→ **Directions for this task**: Exactly the lines from the one with "Generate a component" to the one with "pl-[28px] pt-[25px] text-[14px]", both included, are to be printed again; leave out the rest.

→ **Data to use**:
Start

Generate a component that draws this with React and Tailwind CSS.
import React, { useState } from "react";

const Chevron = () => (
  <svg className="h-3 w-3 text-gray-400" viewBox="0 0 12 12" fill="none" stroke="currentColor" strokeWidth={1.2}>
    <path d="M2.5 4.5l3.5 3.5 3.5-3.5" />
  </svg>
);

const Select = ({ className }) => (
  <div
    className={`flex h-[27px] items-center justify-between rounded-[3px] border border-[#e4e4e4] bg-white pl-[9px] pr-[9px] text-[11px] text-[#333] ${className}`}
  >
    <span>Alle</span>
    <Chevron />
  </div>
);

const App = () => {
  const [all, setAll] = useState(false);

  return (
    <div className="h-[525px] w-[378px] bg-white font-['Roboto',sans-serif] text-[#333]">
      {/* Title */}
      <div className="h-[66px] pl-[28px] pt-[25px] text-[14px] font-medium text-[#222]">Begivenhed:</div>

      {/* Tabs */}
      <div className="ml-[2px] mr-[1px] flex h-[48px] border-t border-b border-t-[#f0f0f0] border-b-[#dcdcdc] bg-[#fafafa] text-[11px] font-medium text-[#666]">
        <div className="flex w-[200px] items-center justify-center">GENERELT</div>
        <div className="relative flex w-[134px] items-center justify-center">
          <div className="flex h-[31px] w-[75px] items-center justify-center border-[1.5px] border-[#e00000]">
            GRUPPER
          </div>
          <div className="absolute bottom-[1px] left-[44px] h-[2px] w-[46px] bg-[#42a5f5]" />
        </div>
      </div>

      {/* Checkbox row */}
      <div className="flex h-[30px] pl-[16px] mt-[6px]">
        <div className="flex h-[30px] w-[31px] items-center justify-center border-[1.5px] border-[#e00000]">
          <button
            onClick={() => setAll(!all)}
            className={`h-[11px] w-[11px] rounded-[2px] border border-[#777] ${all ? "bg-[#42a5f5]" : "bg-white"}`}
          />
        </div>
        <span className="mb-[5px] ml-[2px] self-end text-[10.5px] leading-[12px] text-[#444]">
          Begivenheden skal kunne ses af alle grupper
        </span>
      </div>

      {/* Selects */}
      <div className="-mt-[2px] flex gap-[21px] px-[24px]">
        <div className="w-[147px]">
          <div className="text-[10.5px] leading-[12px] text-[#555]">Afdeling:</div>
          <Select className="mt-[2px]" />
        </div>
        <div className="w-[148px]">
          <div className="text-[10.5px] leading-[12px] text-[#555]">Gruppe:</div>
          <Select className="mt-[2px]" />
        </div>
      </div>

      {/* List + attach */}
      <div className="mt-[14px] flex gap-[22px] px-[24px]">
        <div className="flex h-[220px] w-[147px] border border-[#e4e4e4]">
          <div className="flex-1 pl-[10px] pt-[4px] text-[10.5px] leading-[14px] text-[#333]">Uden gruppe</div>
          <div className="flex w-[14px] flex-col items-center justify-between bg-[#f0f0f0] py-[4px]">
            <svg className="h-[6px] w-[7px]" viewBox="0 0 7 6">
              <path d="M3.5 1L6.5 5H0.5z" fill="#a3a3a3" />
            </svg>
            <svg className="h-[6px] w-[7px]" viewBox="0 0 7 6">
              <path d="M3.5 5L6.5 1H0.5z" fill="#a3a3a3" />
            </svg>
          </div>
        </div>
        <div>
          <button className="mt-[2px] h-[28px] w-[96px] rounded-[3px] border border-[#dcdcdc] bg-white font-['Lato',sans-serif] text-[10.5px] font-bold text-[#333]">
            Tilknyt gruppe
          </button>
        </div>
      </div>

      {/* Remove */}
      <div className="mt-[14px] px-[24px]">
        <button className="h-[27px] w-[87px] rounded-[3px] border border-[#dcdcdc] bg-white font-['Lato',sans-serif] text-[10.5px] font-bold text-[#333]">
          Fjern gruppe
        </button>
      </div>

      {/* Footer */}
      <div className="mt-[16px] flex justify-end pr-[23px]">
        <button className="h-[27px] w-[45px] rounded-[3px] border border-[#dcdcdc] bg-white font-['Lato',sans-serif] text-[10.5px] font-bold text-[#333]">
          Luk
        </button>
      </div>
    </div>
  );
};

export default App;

End
Start

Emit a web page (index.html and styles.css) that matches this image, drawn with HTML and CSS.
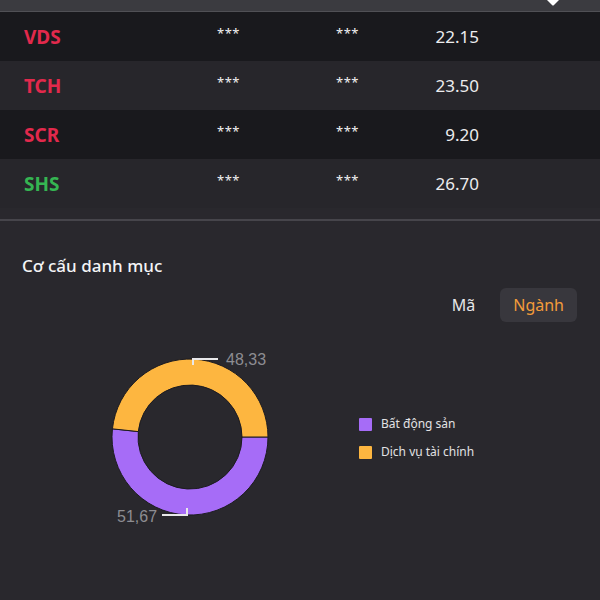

End

→ **Task response**:
Generate a component that draws this with React and Tailwind CSS.
import React, { useState } from "react";

const Chevron = () => (
  <svg className="h-3 w-3 text-gray-400" viewBox="0 0 12 12" fill="none" stroke="currentColor" strokeWidth={1.2}>
    <path d="M2.5 4.5l3.5 3.5 3.5-3.5" />
  </svg>
);

const Select = ({ className }) => (
  <div
    className={`flex h-[27px] items-center justify-between rounded-[3px] border border-[#e4e4e4] bg-white pl-[9px] pr-[9px] text-[11px] text-[#333] ${className}`}
  >
    <span>Alle</span>
    <Chevron />
  </div>
);

const App = () => {
  const [all, setAll] = useState(false);

  return (
    <div className="h-[525px] w-[378px] bg-white font-['Roboto',sans-serif] text-[#333]">
      {/* Title */}
      <div className="h-[66px] pl-[28px] pt-[25px] text-[14px] font-medium text-[#222]">Begivenhed:</div>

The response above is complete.